African DiasporaDivination And Spirit Possession
Devotees seek divine will and understanding through divination, which also serves as means of diagnosing illness and misfortune. A common divination system is the dilloggun, which draws on esoteric texts of the tradition that speak to the problem of the devotee. Guidance is also sought through the oracle.
Spirit possession is an important aspect of ADR. In possession, a spirit takes control of a devotee, provides direction, and imparts knowledge. When possessed, "the individual's executive faculties are temporarily placed in abeyance as the deity takes over … habitual functions. When the possession is ended the devotee is again himself with ordinarily no recollection of what has happened" (Walker, p. 36). The spirit would also possess devotees who surrender their lives to a deity or spirit. Thus, possession is a moment for submission to the suggestions of the spirit. In Candomblé, possession by the spirit is described as incorporar (to incorporate), pegar (to seize or grab), or manifestar (to manifest). In Winti religion, spirits control the conscience of an individual and reveal things to him. The spirit that possesses an individual might assume one aspect of that person's personality. Some spirits may appear only to certain people. In Trinidad, Ogun appears only to stout women, while Osian, the quiet god of the forest, appears only to slim men and women.

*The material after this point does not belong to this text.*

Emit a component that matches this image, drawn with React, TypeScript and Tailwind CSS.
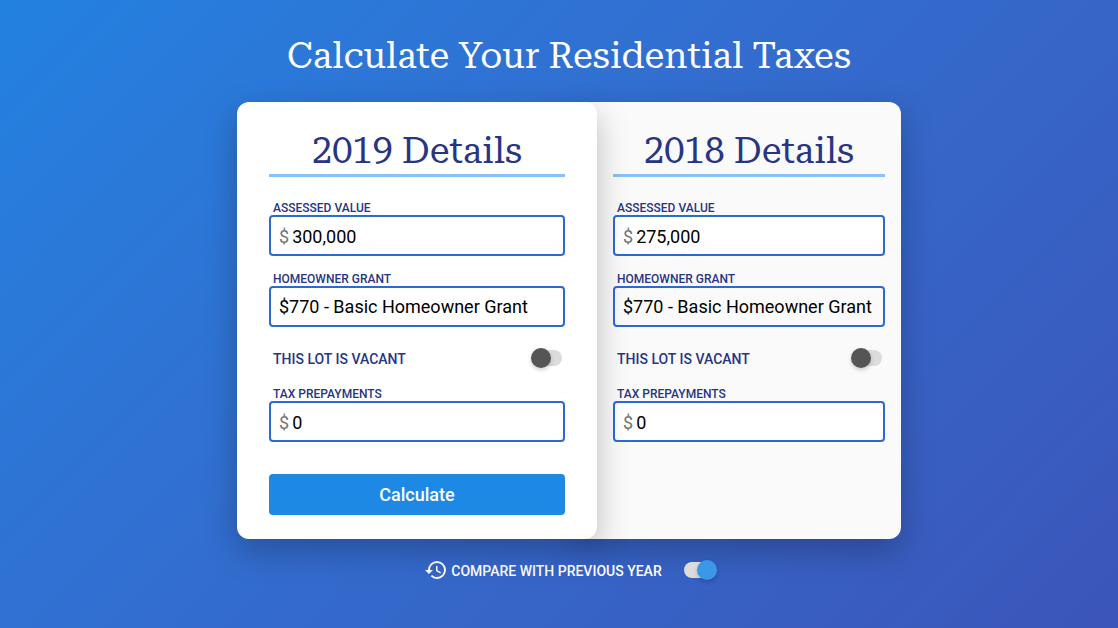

Songs and drum rhythms can invite possession. Possession can also take place during the initiation of a devotee. The drummer often releases the tension of monotony with breaks. Sometimes possession may come through hypnosis, periods of intense stress, pain, fear, or difficulties, which some interpret as a psychodrama or psychotherapeutic event through which the individual works out life's problems as they interact with other people. Possession may be a wild drama during which the possessed speaks on behalf of the deity, or it may end spontaneously, or when the community shifts emphasis to another deity. Possession establishes a spiritual bond, creating a communitas. In possession, liminality replaces normalcy, making room for public excesses that express social desires, and may offer an opportunity for the spirit, who speaks through the voice of the possessed, to criticize unsocial behavior.